Efficient Process Reward Model Training via Active Learning
Keyu Duan, Zichen Liu, Xin Mao, Tianyu Pang, Changyu Chen, Qiguang Chen, Michael Qizhe Shieh, Longxu Dou
2025-04-16
Summary
This paper talks about ActPRM, a new way to train AI models that judge or reward certain processes, using a smarter approach to pick which data to learn from so the training is faster and cheaper.
What's the problem?
The problem is that teaching AI models to know which actions or processes are good or bad usually needs a lot of labeled data, which is expensive and time-consuming for humans to create. If you use too much data, it wastes resources, but if you use too little, the model might not learn well.
What's the solution?
The researchers developed ActPRM, which uses active learning to focus only on the data that the model is most unsure about.

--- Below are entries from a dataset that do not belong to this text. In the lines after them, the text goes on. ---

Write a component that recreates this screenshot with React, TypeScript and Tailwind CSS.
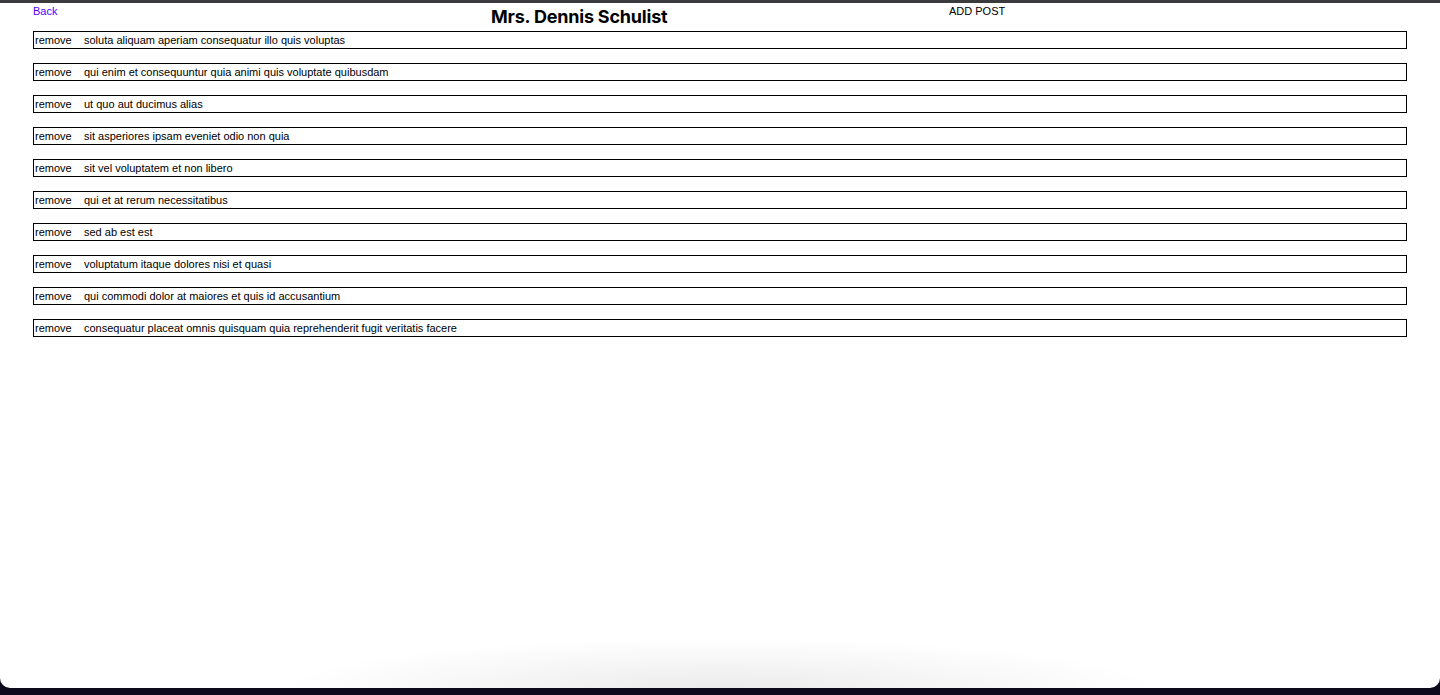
const posts = [
  "soluta aliquam aperiam consequatur illo quis voluptas",
  "qui enim et consequuntur quia animi quis voluptate quibusdam",
  "ut quo aut ducimus alias",
  "sit asperiores ipsam eveniet odio non quia",
  "sit vel voluptatem et non libero",
  "qui et at rerum necessitatibus",
  "sed ab est est",
  "voluptatum itaque dolores nisi et quasi",
  "qui commodi dolor at maiores et quis id accusantium",
  "consequatur placeat omnis quisquam quia reprehenderit fugit veritatis facere",
];

export default function App() {
  return (
    <div className="h-[695px] w-[1440px] overflow-hidden bg-[#0d0a1c] flex flex-col font-['Liberation_Sans',Arial,sans-serif] text-black">
      <div className="h-[3px] bg-[#3b3b3d]" />
      <main className="relative flex-1 bg-white rounded-b-[10px] overflow-hidden">
        <header className="grid grid-cols-3 items-start px-[33px] h-[28px]">
          <div className="pt-[1px] text-[11px] leading-[14px]">
            <a href="#" className="text-[#5200ff]">
              Back
            </a>
          </div>
          <h1 className="pt-[3px] text-[18px] leading-[22px] font-bold tracking-[-0.2px] font-['Inter','Liberation_Sans',sans-serif]">
            Mrs. Dennis Schulist
          </h1>
          <div className="pt-[1px] text-[11px] leading-[14px]">
            <button>ADD POST</button>
          </div>
        </header>

        <ul className="flex flex-col gap-[14px] px-[33px]">
          {posts.map((title, i) => (
            <li
              key={i}
              className="flex items-center h-[18px] border border-black pl-px text-[11px] leading-[16px]"
            >
              <button className="w-[49px] text-left">remove</button>
              <span>{title}</span>
            </li>
          ))}
        </ul>

        <div className="absolute bottom-0 left-[280px] w-[880px] h-[50px] bg-[radial-gradient(ellipse_at_bottom,rgba(0,0,0,0.08),rgba(0,0,0,0)_70%)]" />
      </main>
      <div className="h-[7px]" />
    </div>
  );
}
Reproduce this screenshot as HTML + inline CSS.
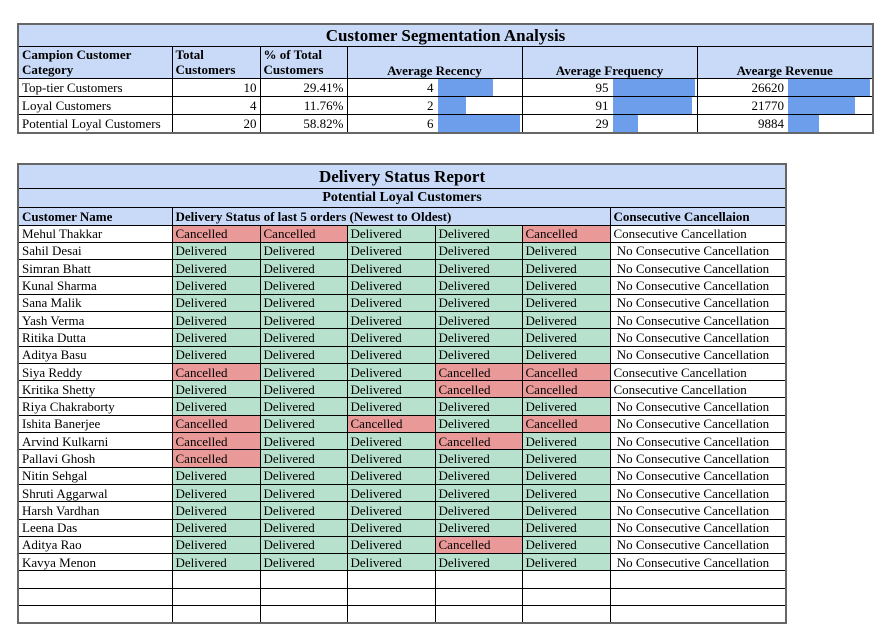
<!DOCTYPE html>
<html><head><meta charset="utf-8"><style>
body{margin:0;background:#fff;font-family:"Liberation Serif","DejaVu Serif",serif;font-size:13px;color:#000}
table{border-collapse:collapse;table-layout:fixed;position:absolute}
td{border:1px solid #000;padding:0 3px;white-space:nowrap;overflow:hidden;line-height:15px}
.h{background:#c9daf8;font-weight:bold}
.t{background:#c9daf8;font-weight:bold;text-align:center}
.r{text-align:right}
.C{background:#ea9999}.D{background:#b7e1cd}
#t1{left:17px;top:23px;width:855px;border:2px solid #666}
#t2{left:17px;top:163px;width:768px;border:2px solid #666}
.bar{position:relative;height:17px;padding:0}
.bar span.n{position:absolute;right:0;top:0;width:80px;text-align:right;line-height:17px}
.bar i{position:absolute;top:0;height:17px;background:#6d9eeb}
#t2 tr{height:17.3px}
</style></head><body>
<table id="t1">
<colgroup><col style="width:154px"><col style="width:88px"><col style="width:87px"><col style="width:175px"><col style="width:175px"><col style="width:176px"></colgroup>
<tr style="height:22px"><td colspan="6" class="t" style="font-size:17px">Customer Segmentation Analysis</td></tr>
<tr style="height:32px"><td class="h">Campion Customer<br>Category</td><td class="h">Total<br>Customers</td><td class="h">% of Total<br>Customers</td><td class="t" style="vertical-align:bottom">Average Recency</td><td class="t" style="vertical-align:bottom">Average Frequency</td><td class="t" style="vertical-align:bottom">Avearge Revenue</td></tr>
<tr style="height:17px"><td>Top-tier Customers</td><td class="r">10</td><td class="r">29.41%</td>
<td class="bar"><span class="n" style="right:88px">4</span><i style="left:90px;width:55px"></i></td>
<td class="bar"><span class="n" style="right:88px">95</span><i style="left:90px;width:82px"></i></td>
<td class="bar"><span class="n" style="right:88px">26620</span><i style="left:90px;width:82px"></i></td></tr>
<tr style="height:17px"><td>Loyal Customers</td><td class="r">4</td><td class="r">11.76%</td>
<td class="bar"><span class="n" style="right:88px">2</span><i style="left:90px;width:28px"></i></td>
<td class="bar"><span class="n" style="right:88px">91</span><i style="left:90px;width:79px"></i></td>
<td class="bar"><span class="n" style="right:88px">21770</span><i style="left:90px;width:67px"></i></td></tr>
<tr style="height:17px"><td>Potential Loyal Customers</td><td class="r">20</td><td class="r">58.82%</td>
<td class="bar"><span class="n" style="right:88px">6</span><i style="left:90px;width:82px"></i></td>
<td class="bar"><span class="n" style="right:88px">29</span><i style="left:90px;width:25px"></i></td>
<td class="bar"><span class="n" style="right:88px">9884</span><i style="left:90px;width:31px"></i></td></tr>
</table>

<table id="t2">
<colgroup><col style="width:154px"><col style="width:88px"><col style="width:87px"><col style="width:88px"><col style="width:87px"><col style="width:88px"><col style="width:176px"></colgroup>
<tr style="height:24px"><td colspan="7" class="t" style="font-size:17px">Delivery Status Report</td></tr>
<tr style="height:19px"><td colspan="7" class="t" style="font-size:14px">Potential Loyal Customers</td></tr>
<tr style="height:18px"><td class="h">Customer Name</td><td class="h" colspan="5">Delivery Status of last 5 orders (Newest to Oldest)</td><td class="h">Consecutive Cancellaion</td></tr>
<tr><td>Mehul Thakkar</td><td class="C">Cancelled</td><td class="C">Cancelled</td><td class="D">Delivered</td><td class="D">Delivered</td><td class="C">Cancelled</td><td>Consecutive Cancellation</td></tr>
<tr><td>Sahil Desai</td><td class="D">Delivered</td><td class="D">Delivered</td><td class="D">Delivered</td><td class="D">Delivered</td><td class="D">Delivered</td><td>&nbsp;No Consecutive Cancellation</td></tr>
<tr><td>Simran Bhatt</td><td class="D">Delivered</td><td class="D">Delivered</td><td class="D">Delivered</td><td class="D">Delivered</td><td class="D">Delivered</td><td>&nbsp;No Consecutive Cancellation</td></tr>
<tr><td>Kunal Sharma</td><td class="D">Delivered</td><td class="D">Delivered</td><td class="D">Delivered</td><td class="D">Delivered</td><td class="D">Delivered</td><td>&nbsp;No Consecutive Cancellation</td></tr>
<tr><td>Sana Malik</td><td class="D">Delivered</td><td class="D">Delivered</td><td class="D">Delivered</td><td class="D">Delivered</td><td class="D">Delivered</td><td>&nbsp;No Consecutive Cancellation</td></tr>
<tr><td>Yash Verma</td><td class="D">Delivered</td><td class="D">Delivered</td><td class="D">Delivered</td><td class="D">Delivered</td><td class="D">Delivered</td><td>&nbsp;No Consecutive Cancellation</td></tr>
<tr><td>Ritika Dutta</td><td class="D">Delivered</td><td class="D">Delivered</td><td class="D">Delivered</td><td class="D">Delivered</td><td class="D">Delivered</td><td>&nbsp;No Consecutive Cancellation</td></tr>
<tr><td>Aditya Basu</td><td class="D">Delivered</td><td class="D">Delivered</td><td class="D">Delivered</td><td class="D">Delivered</td><td class="D">Delivered</td><td>&nbsp;No Consecutive Cancellation</td></tr>
<tr><td>Siya Reddy</td><td class="C">Cancelled</td><td class="D">Delivered</td><td class="D">Delivered</td><td class="C">Cancelled</td><td class="C">Cancelled</td><td>Consecutive Cancellation</td></tr>
<tr><td>Kritika Shetty</td><td class="D">Delivered</td><td class="D">Delivered</td><td class="D">Delivered</td><td class="C">Cancelled</td><td class="C">Cancelled</td><td>Consecutive Cancellation</td></tr>
<tr><td>Riya Chakraborty</td><td class="D">Delivered</td><td class="D">Delivered</td><td class="D">Delivered</td><td class="D">Delivered</td><td class="D">Delivered</td><td>&nbsp;No Consecutive Cancellation</td></tr>
<tr><td>Ishita Banerjee</td><td class="C">Cancelled</td><td class="D">Delivered</td><td class="C">Cancelled</td><td class="D">Delivered</td><td class="C">Cancelled</td><td>&nbsp;No Consecutive Cancellation</td></tr>
<tr><td>Arvind Kulkarni</td><td class="C">Cancelled</td><td class="D">Delivered</td><td class="D">Delivered</td><td class="C">Cancelled</td><td class="D">Delivered</td><td>&nbsp;No Consecutive Cancellation</td></tr>
<tr><td>Pallavi Ghosh</td><td class="C">Cancelled</td><td class="D">Delivered</td><td class="D">Delivered</td><td class="D">Delivered</td><td class="D">Delivered</td><td>&nbsp;No Consecutive Cancellation</td></tr>
<tr><td>Nitin Sehgal</td><td class="D">Delivered</td><td class="D">Delivered</td><td class="D">Delivered</td><td class="D">Delivered</td><td class="D">Delivered</td><td>&nbsp;No Consecutive Cancellation</td></tr>
<tr><td>Shruti Aggarwal</td><td class="D">Delivered</td><td class="D">Delivered</td><td class="D">Delivered</td><td class="D">Delivered</td><td class="D">Delivered</td><td>&nbsp;No Consecutive Cancellation</td></tr>
<tr><td>Harsh Vardhan</td><td class="D">Delivered</td><td class="D">Delivered</td><td class="D">Delivered</td><td class="D">Delivered</td><td class="D">Delivered</td><td>&nbsp;No Consecutive Cancellation</td></tr>
<tr><td>Leena Das</td><td class="D">Delivered</td><td class="D">Delivered</td><td class="D">Delivered</td><td class="D">Delivered</td><td class="D">Delivered</td><td>&nbsp;No Consecutive Cancellation</td></tr>
<tr><td>Aditya Rao</td><td class="D">Delivered</td><td class="D">Delivered</td><td class="D">Delivered</td><td class="C">Cancelled</td><td class="D">Delivered</td><td>&nbsp;No Consecutive Cancellation</td></tr>
<tr><td>Kavya Menon</td><td class="D">Delivered</td><td class="D">Delivered</td><td class="D">Delivered</td><td class="D">Delivered</td><td class="D">Delivered</td><td>&nbsp;No Consecutive Cancellation</td></tr>
<tr><td></td><td></td><td></td><td></td><td></td><td></td><td></td></tr>
<tr><td></td><td></td><td></td><td></td><td></td><td></td><td></td></tr>
<tr><td></td><td></td><td></td><td></td><td></td><td></td><td></td></tr>
</table>
</body></html>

By picking out these uncertain examples for labeling and training, the model learns more efficiently and needs fewer labeled examples to reach high performance.
Why it matters?
This matters because it helps save time and money when training AI, making it easier for more people and companies to build smart, effective models without needing massive amounts of labeled data. It also means AI can be improved faster and with less effort.
Abstract
An active learning method named ActPRM selects uncertain data for training Process Reward Models, reducing annotation costs while maintaining or improving performance.